The reason for the shifting forms lies in what each image is meant to convey. Each likeness delivers knowledge of one specific power that the sefirah carries. The sefirah itself is not the image. The sefirah is the structural function being communicated. When the visionary needs to learn that a particular sefirah holds the power of severity, the form arrives as severe. When the same sefirah must reveal a different facet, the form changes accordingly. The contradiction is only apparent, because each form was never meant to be the totality.

Why the Soul Sees What the Body Cannot

The second passage refines the account by distinguishing between two kinds of seeing. The body sees physical objects through the physical eye, and the form perceived is the actual material shape in front of it. The soul sees in a different mode altogether. The soul receives a shining light, and the light is then understood by the receiver as a particular form. If the content being communicated is circular, the soul understands the light as a circle, called an igul in the treatise. If the content is linear, the soul understands the light as a straight line, called yosher. The form is a translation rather than a depiction.

The teaching of Ramchal draws a sharp consequence from this distinction. What the soul sees in vision is not the intrinsic essence of the sefirot themselves. The sefirot in their own right remain hidden, and no created intellect ever grasps them directly. What the soul sees is the way the sefirot appear when their light has passed through Malchut, the final attribute that functions as the receiving vessel for everything above it. The vision is real, the knowledge it conveys is reliable, and the form is nonetheless a mediation rather than the thing itself.

What the Two Passages Solve Together

The pairing addresses a problem that runs through the entire prophetic literature. Prophets across the Hebrew Bible report visions that cannot be reconciled at the level of physical description. The chariot of Ezekiel does not look like the throne of Isaiah, and neither matches the experiences of Daniel or Zechariah. A naive reading would treat the variation as a sign that one or another visionary erred. The treatise replies that the variation is built into the structure of prophetic perception itself. Each prophet receives a form calibrated to the knowledge being delivered and to the capacity of the soul receiving it. The variation belongs to the channel of reception, not to the content transmitted.

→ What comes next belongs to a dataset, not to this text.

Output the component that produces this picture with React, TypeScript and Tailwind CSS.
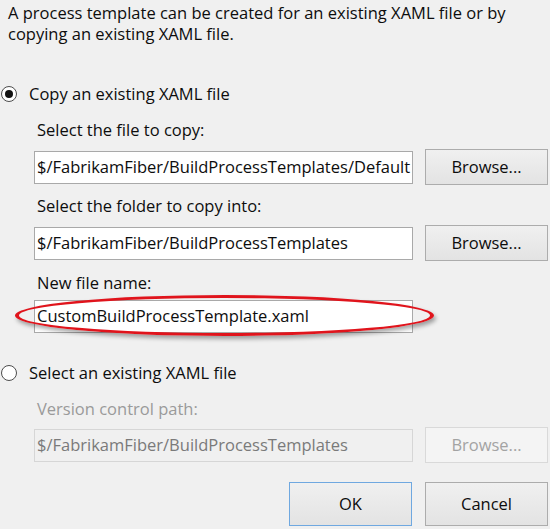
import React from 'react';

const font = "font-['Open_Sans','Noto_Sans',sans-serif]";

function Radio({ checked }: { checked: boolean }) {
  return (
    <span className="flex h-[16px] w-[16px] shrink-0 items-center justify-center rounded-full border border-[#4d4d4d] bg-white">
      {checked && <span className="h-[8px] w-[8px] rounded-full bg-[#111]" />}
    </span>
  );
}

function Field({ value, disabled }: { value: string; disabled?: boolean }) {
  return (
    <div
      className={`flex h-[33px] w-[379px] items-center overflow-hidden whitespace-nowrap border px-[2px] text-[16.5px] ${
        disabled ? 'border-[#d6d6d6] bg-[#f0f0f0] text-[#7a7a7a]' : 'border-[#a9a9a9] bg-white text-[#0d0d0d]'
      }`}
    >
      {value}
    </div>
  );
}

function Button({ label, disabled, primary, tall }: { label: string; disabled?: boolean; primary?: boolean; tall?: boolean }) {
  return (
    <button
      className={`flex ${tall ? 'h-[44px]' : 'h-[36px]'} w-[123px] items-center justify-center border text-[16.5px] ${
        disabled
          ? 'border-[#d9d9d9] bg-[#f4f4f4] text-[#a3a3a3]'
          : primary
          ? 'border-[#6fa8e0] bg-gradient-to-b from-[#f0f0f0] to-[#e3e3e3] text-[#0d0d0d]'
          : 'border-[#acacac] bg-gradient-to-b from-[#f0f0f0] to-[#e3e3e3] text-[#0d0d0d]'
      }`}
    >
      {label}
    </button>
  );
}

export default function App() {
  return (
    <div className={`relative h-[529px] w-[550px] overflow-hidden bg-[#f0f0f0] text-[#0d0d0d] ${font}`}>
      <p className="pl-[8px] pt-[2px] text-[16.5px] leading-[21px]">
        A process template can be created for an existing XAML file or by
        <br />
        copying an existing XAML file.
      </p>

      {/* copy existing */}
      <div className="mt-[40px] flex items-center gap-[12px] pl-[1px] text-[16.5px] leading-[20px]">
        <Radio checked />
        <span>Copy an existing XAML file</span>
      </div>

      <div className="pl-[34px]">
        <div className="mt-[16px] pl-[3px] text-[16.5px] leading-[20px]">Select the file to copy:</div>
        <div className="mt-[9px] flex items-center gap-[12px]">
          <Field value="$/FabrikamFiber/BuildProcessTemplates/Default" />
          <Button label="Browse..." />
        </div>

        <div className="mt-[11px] pl-[3px] text-[16.5px] leading-[20px]">Select the folder to copy into:</div>
        <div className="mt-[9px] flex items-center gap-[12px]">
          <Field value="$/FabrikamFiber/BuildProcessTemplates" />
          <Button label="Browse..." />
        </div>

        <div className="mt-[12px] pl-[3px] text-[16.5px] leading-[20px]">New file name:</div>
        <div className="relative mt-[7px] w-[379px]">
          <Field value="CustomBuildProcessTemplate.xaml" />
          <div className="pointer-events-none absolute left-[-19px] top-[-5px] h-[41px] w-[419px] rounded-[50%] border-x-[4px] border-y-[3px] border-[#e0141c] shadow-[2px_3px_4px_rgba(0,0,0,0.35)]" />
        </div>
      </div>

      {/* select existing */}
      <div className="mt-[30px] flex items-center gap-[12px] pl-[1px] text-[16.5px] leading-[20px]">
        <Radio checked={false} />
        <span>Select an existing XAML file</span>
      </div>

      <div className="pl-[34px]">
        <div className="mt-[16px] pl-[3px] text-[16.5px] leading-[20px] text-[#9a9a9a]">Version control path:</div>
        <div className="mt-[8px] flex items-center gap-[12px]">
          <Field value="$/FabrikamFiber/BuildProcessTemplates" disabled />
          <Button label="Browse..." disabled />
        </div>
      </div>

      <div className="mt-[19px] flex justify-end gap-[13px] pr-[2px]">
        <Button label="OK" primary tall />
        <Button label="Cancel" tall />
      </div>
    </div>
  );
}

How the Treatise Preserved the Teaching

The hundred and thirty-eight gates circulated first as a manuscript taught to a small circle of students who gathered around the author in Padua during the seventeen-twenties and seventeen-thirties. The Venetian rabbinate restricted the diffusion of his kabbalistic writings after a long controversy, and the author later relocated to Amsterdam, where he continued teaching to a smaller group. He left for the Land of Israel in the seventeen-forties and died there in seventeen forty-six during a plague that struck Acre.

The completed work reached print only in the nineteenth century, when Eastern European editors began publishing his kabbalistic corpus from the surviving manuscripts. The two passages on prophetic vision were preserved within the same gate, and their adjacency matters. The first establishes the principle of shifting likenesses. The second explains why no likeness is ever physical and what the visionary actually receives. A student reading them in sequence learns the architecture of prophetic perception in a few hundred words.

Where the Teaching Lands in Lived Practice

The fragments shape the way later students approach the prophetic books, the visionary literature of the Zohar, and the experiential reports of later kabbalists. A reader encountering a vision in any of these sources is taught to ask what knowledge the form was meant to deliver, rather than to ask whether the form was literally accurate. The form was always a translation. The knowledge behind the form is the substance of the prophecy. Practitioners who pursued visionary states were also warned against fixating on the image that arose during meditation, since the image was a vehicle calibrated to the soul of the receiver and would shift as the practice deepened. The light is the same throughout. The forms change because the receiver does.